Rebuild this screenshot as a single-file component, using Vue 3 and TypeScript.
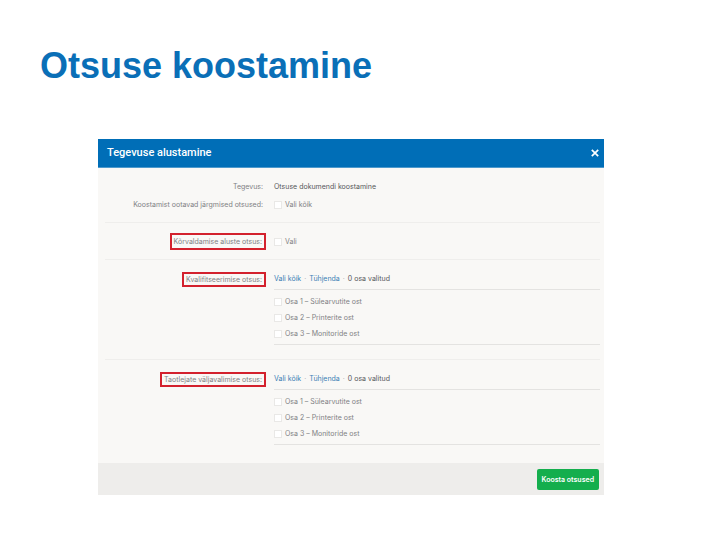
<script setup lang="ts">
import { reactive, ref } from 'vue'

interface Group {
  id: string
  title: string
  selected: number[]
}

const parts: string[] = ['Sülearvutite ost', 'Printerite ost', 'Monitoride ost']

const groups = reactive<Group[]>([
  { id: 'kval', title: 'Kvalifitseerimise otsus:', selected: [] },
  { id: 'taot', title: 'Taotlejate väljavalimise otsus:', selected: [] },
])

const all = ref(false)
const exclusion = ref(false)

function selectAll(group: Group): void {
  group.selected = parts.map((_, i) => i)
}

function clear(group: Group): void {
  group.selected = []
}
</script>

<template>
  <main class="slide">
    <h1>Otsuse koostamine</h1>

    <section class="dialog" role="dialog" aria-labelledby="dialog-title">
      <header class="dialog-head">
        <h2 id="dialog-title">Tegevuse alustamine</h2>
        <button class="close" type="button" aria-label="Sulge">
          <svg viewBox="0 0 8 8" width="8" height="8" aria-hidden="true">
            <path d="M0.8 0.8 L7.2 7.2 M7.2 0.8 L0.8 7.2" stroke="currentColor" stroke-width="1.7" fill="none" />
          </svg>
        </button>
      </header>

      <div class="dialog-body">
        <div class="block intro">
          <div class="row">
            <span class="name">Tegevus:</span>
            <span class="strong">Otsuse dokumendi koostamine</span>
          </div>
          <div class="row">
            <span class="name">Koostamist ootavad järgmised otsused:</span>
            <label class="check"><input v-model="all" type="checkbox" />Vali kõik</label>
          </div>
        </div>

        <div class="block single">
          <div class="row">
            <span class="name marked roomy">Kõrvaldamise aluste otsus:</span>
            <label class="check"><input v-model="exclusion" type="checkbox" />Vali</label>
          </div>
        </div>

        <div v-for="group in groups" :key="group.id" class="block group">
          <div class="row">
            <span class="name marked">{{ group.title }}</span>
            <div class="tools">
              <a href="#" @click.prevent="selectAll(group)">Vali kõik</a>
              <span class="dot">·</span>
              <a href="#" @click.prevent="clear(group)">Tühjenda</a>
              <span class="dot">·</span>
              <span class="strong">{{ group.selected.length }} osa valitud</span>
            </div>
          </div>
          <div class="row">
            <ul class="parts">
              <li v-for="(part, i) in parts" :key="part">
                <label class="check">
                  <input v-model="group.selected" type="checkbox" :value="i" />Osa {{ i + 1 }} – {{ part }}
                </label>
              </li>
            </ul>
          </div>
        </div>
      </div>

      <footer class="dialog-foot">
        <button class="submit" type="button">Koosta otsused</button>
      </footer>
    </section>
  </main>
</template>

<style>
body {
  margin: 0;
  background: #fff;
}
</style>

<style scoped>
.slide {
  padding: 46px 105px 44px 98px;
}

h1 {
  margin: 0 0 53px -58px;
  font: bold 36px/40px 'Liberation Sans', Arial, sans-serif;
  color: #0a6fb7;
}

.dialog {
  font: 7px/16px Inter, Roboto, sans-serif;
  color: #7f8184;
  background: #f9f8f6;
}

.dialog-head {
  display: flex;
  align-items: center;
  justify-content: space-between;
  height: 28px;
  padding: 0 5px 0 9px;
  color: #fff;
  background: #006eb7;
  border-bottom: 1px solid #4d99cc;
}

h2 {
  margin: 0;
  font-family: Roboto, sans-serif;
  font-size: 11px;
  font-weight: 500;
}

.close {
  display: flex;
  padding: 0;
  color: inherit;
  background: none;
  border: 0;
}

.dialog-body {
  padding: 0 4px 0 7px;
}

.block + .block {
  border-top: 1px solid #efeeec;
}

.intro {
  display: grid;
  gap: 2px;
  padding: 11px 0 9px;
}

.single {
  padding: 10px 0 9px;
}

.group {
  padding: 11px 0 14px;
}

.row {
  display: grid;
  grid-template-columns: 161px 1fr;
  column-gap: 8px;
  align-items: center;
}

.name {
  justify-self: end;
  padding: 0 3px;
  white-space: nowrap;
}

.marked {
  padding: 0 2px;
  line-height: 11px;
  border: 2px solid #d3212d;
}

.roomy {
  line-height: 13px;
}

.strong {
  color: #55575a;
}

.check {
  display: flex;
  align-items: center;
  gap: 3px;
}

.check input {
  appearance: none;
  width: 8px;
  height: 8px;
  margin: 0;
  background: #fff;
  border: 1px solid #e9e8e6;
}

.check input:checked {
  background: #006eb7;
}

.tools {
  display: flex;
  gap: 3px;
}

.dot {
  color: #b4b5b6;
}

a {
  color: #3b7fb5;
  text-decoration: none;
}

.parts {
  grid-column: 2;
  margin: 2px 0 0;
  padding: 4px 0 2px;
  list-style: none;
  border: solid #e4e3e1;
  border-width: 1px 0;
}

.dialog-foot {
  display: flex;
  justify-content: flex-end;
  margin-top: 4px;
  padding: 6px 5px 5px;
  background: #eeedeb;
}

.submit {
  height: 21px;
  padding: 0 5px;
  font: 600 7px/21px Inter, Roboto, sans-serif;
  color: #fff;
  background: #14ae4d;
  border: 0;
  border-radius: 2px;
}
</style>
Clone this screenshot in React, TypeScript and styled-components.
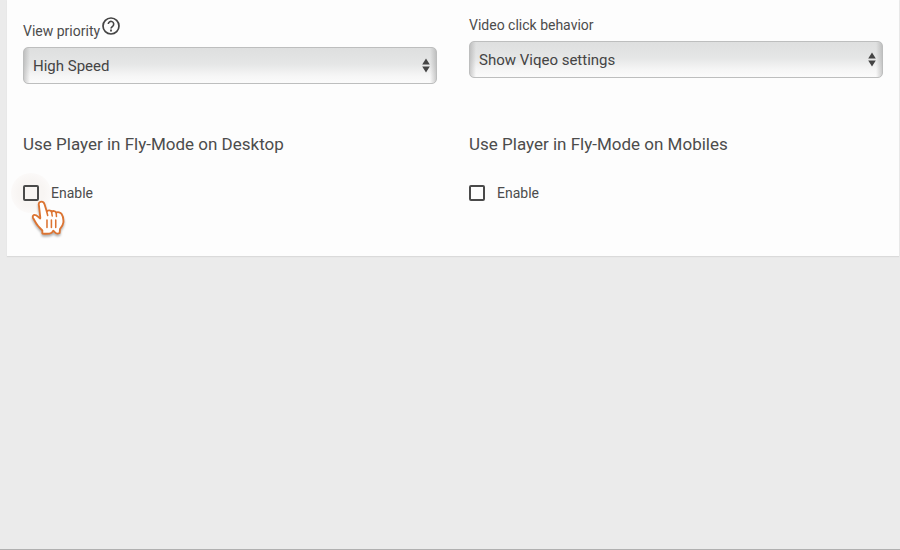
import React, { useId } from 'react';
import styled, { createGlobalStyle } from 'styled-components';

const GlobalStyle = createGlobalStyle`
  *, *::before, *::after { box-sizing: border-box; }
  body {
    margin: 0;
    background: #ebebeb;
    color: #4c4c4c;
    font-family: Roboto, "Liberation Sans", sans-serif;
  }
`;

const Page = styled.main`
  min-height: 100vh;
  padding: 0 1px 0 7px;
  border-bottom: 1px solid #b0b0b0;
`;

const Card = styled.form`
  padding: 15px 16px 53px;
  background: #fdfdfd;
  box-shadow: 0 1px 1px #dadada;
`;

const Columns = styled.div`
  display: grid;
  grid-template-columns: 1fr 1fr;
  column-gap: 32px;
  align-items: start;
`;

const FlyColumns = styled(Columns)`
  margin-top: 48px;
`;

const Field = styled.div`
  display: flex;
  flex-direction: column;
  gap: 6px;
`;

const LabelRow = styled.div<{ $tall?: boolean }>`
  display: flex;
  align-items: flex-end;
  gap: 2px;
  height: ${(p) => (p.$tall ? 26 : 20)}px;
`;

const Label = styled.label`
  font-size: 14px;
  line-height: 20px;
`;

const CheckLabel = styled(Label)`
  line-height: 22px;
`;

const HelpButton = styled.button`
  display: flex;
  align-self: flex-start;
  padding: 2px 0 0;
  border: 0;
  background: none;
  color: #444;
`;

const SelectBox = styled.div`
  display: grid;
  align-items: center;
  > * { grid-area: 1 / 1; }
`;

const Select = styled.select`
  appearance: none;
  width: 100%;
  height: 37px;
  padding: 0 28px 0 9px;
  border: 1px solid #bdbebe;
  border-radius: 5px;
  background:
    linear-gradient(90deg, rgba(160, 160, 160, 0.5), rgba(180, 180, 180, 0) 6px),
    linear-gradient(270deg, rgba(160, 160, 160, 0.5), rgba(180, 180, 180, 0) 6px),
    linear-gradient(#dedfdf, #e5e6e6 45%, #f6f6f6 80%, #fbfbfb);
  color: #444;
  font: 15px/20px Roboto, "Liberation Sans", sans-serif;
`;

const Arrows = styled.svg`
  justify-self: end;
  margin-right: 7px;
  pointer-events: none;
`;

const Heading = styled.h2`
  margin: 0 0 26px;
  font-size: 17px;
  font-weight: 400;
  line-height: 24px;
`;

const CheckRow = styled.div`
  display: flex;
  align-items: center;
  gap: 12px;
  height: 22px;
  margin-bottom: -1px;
`;

const CheckHolder = styled.div`
  position: relative;
  display: flex;
`;

const Checkbox = styled.input`
  appearance: none;
  position: relative;
  width: 16px;
  height: 16px;
  margin: 0;
  border: 2px solid #4a4a4a;
  border-radius: 2px;
  &:checked { background: #4a4a4a; }
`;

const Halo = styled.span`
  position: absolute;
  inset: -12px;
  border-radius: 50%;
  background: radial-gradient(#f8f5f3 45%, #fbf9f8 70%);
`;

const Pointer = styled.svg`
  position: absolute;
  left: 7px;
  top: 15px;
  z-index: 1;
  pointer-events: none;
  filter: drop-shadow(0 2px 1px rgba(0, 0, 0, 0.3));
`;

type SelectFieldProps = { label: string; value: string; help?: boolean };

function SelectField({ label, value, help }: SelectFieldProps) {
  const id = useId();
  return (
    <Field>
      <LabelRow $tall={help}>
        <Label htmlFor={id}>{label}</Label>
        {help && (
          <HelpButton type="button" aria-label="Help">
            <svg width="18" height="18" viewBox="0 0 18 18" fill="none" stroke="currentColor">
              <circle cx="9" cy="9" r="8" strokeWidth="1.7" />
              <path d="M6.3 7.1a2.7 2.7 0 1 1 4.5 2c-1 .8-1.8 1.3-1.8 2.5" strokeWidth="1.6" />
              <path d="M9 12.6v1.8" strokeWidth="1.8" />
            </svg>
          </HelpButton>
        )}
      </LabelRow>
      <SelectBox>
        <Select id={id} defaultValue={value}>
          <option>{value}</option>
        </Select>
        <Arrows width="8" height="15" viewBox="0 0 8 15" fill="#444" aria-hidden="true">
          <path d="M4 .5 7.8 6.500H.2zM.2 8.500h7.600L4 14.500z" />
        </Arrows>
      </SelectBox>
    </Field>
  );
}

function HandPointer() {
  return (
    <Pointer width="35" height="38" viewBox="0 0 34 38" preserveAspectRatio="none" aria-hidden="true">
      <path
        d="M12 33.5v-3C9.500 28 7 25.500 5.500 22.500L3 18c-.8-1.700.2-3.300 1.700-3.200 1.700 0 3 2 5.200 3.700L10 17.500 8.800 6.500 8.500 4.500C8.400 2.700 9.600 1.700 11.200 1.700s2.400 1 2.900 2.600l2.200 7.200c.7-1.500 4-1.500 4.600.3 1.200-1.300 4-1 4.500.900 1.500-1 4.300-.3 5.300 1.300 1.600 2.500 2 5.500 1.700 8.500-.2 2.500-1.700 4.500-3.300 6.500l-.3 4c-1.600.9-3.600.6-4.700-.8l-1.500-1.500-1.500 2c-2 1.200-5.800 1.200-9.100.8z"
        fill="#fff"
        stroke="#dc7432"
        strokeWidth="1.8"
        strokeLinejoin="round"
      />
      <path
        d="M16.200 11.500l1 4M21 12l.6 4M25.500 13.500l.2 3M16.500 20v7.500M20.800 20v7.500M25 20v7.500"
        fill="none"
        stroke="#dc7432"
        strokeWidth="1.5"
        strokeLinecap="round"
      />
    </Pointer>
  );
}

function FlyMode({ title, pointed }: { title: string; pointed?: boolean }) {
  const id = useId();
  return (
    <section>
      <Heading>{title}</Heading>
      <CheckRow>
        <CheckHolder>
          {pointed && <Halo />}
          <Checkbox id={id} type="checkbox" />
          {pointed && <HandPointer />}
        </CheckHolder>
        <CheckLabel htmlFor={id}>Enable</CheckLabel>
      </CheckRow>
    </section>
  );
}

export default function App() {
  return (
    <>
      <GlobalStyle />
      <Page>
        <Card>
          <Columns>
            <SelectField label="View priority" value="High Speed" help />
            <SelectField label="Video click behavior" value="Show Viqeo settings" />
          </Columns>
          <FlyColumns>
            <FlyMode title="Use Player in Fly-Mode on Desktop" pointed />
            <FlyMode title="Use Player in Fly-Mode on Mobiles" />
          </FlyColumns>
        </Card>
      </Page>
    </>
  );
}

_ _ _

Without the pictures, return the listing above from its first line through the line that has "<h1>Otsuse koostamine</h1>".

### ANSWER TO THE EXERCISE
Rebuild this screenshot as a single-file component, using Vue 3 and TypeScript.
<script setup lang="ts">
import { reactive, ref } from 'vue'

interface Group {
  id: string
  title: string
  selected: number[]
}

const parts: string[] = ['Sülearvutite ost', 'Printerite ost', 'Monitoride ost']

const groups = reactive<Group[]>([
  { id: 'kval', title: 'Kvalifitseerimise otsus:', selected: [] },
  { id: 'taot', title: 'Taotlejate väljavalimise otsus:', selected: [] },
])

const all = ref(false)
const exclusion = ref(false)

function selectAll(group: Group): void {
  group.selected = parts.map((_, i) => i)
}

function clear(group: Group): void {
  group.selected = []
}
</script>

<template>
  <main class="slide">
    <h1>Otsuse koostamine</h1>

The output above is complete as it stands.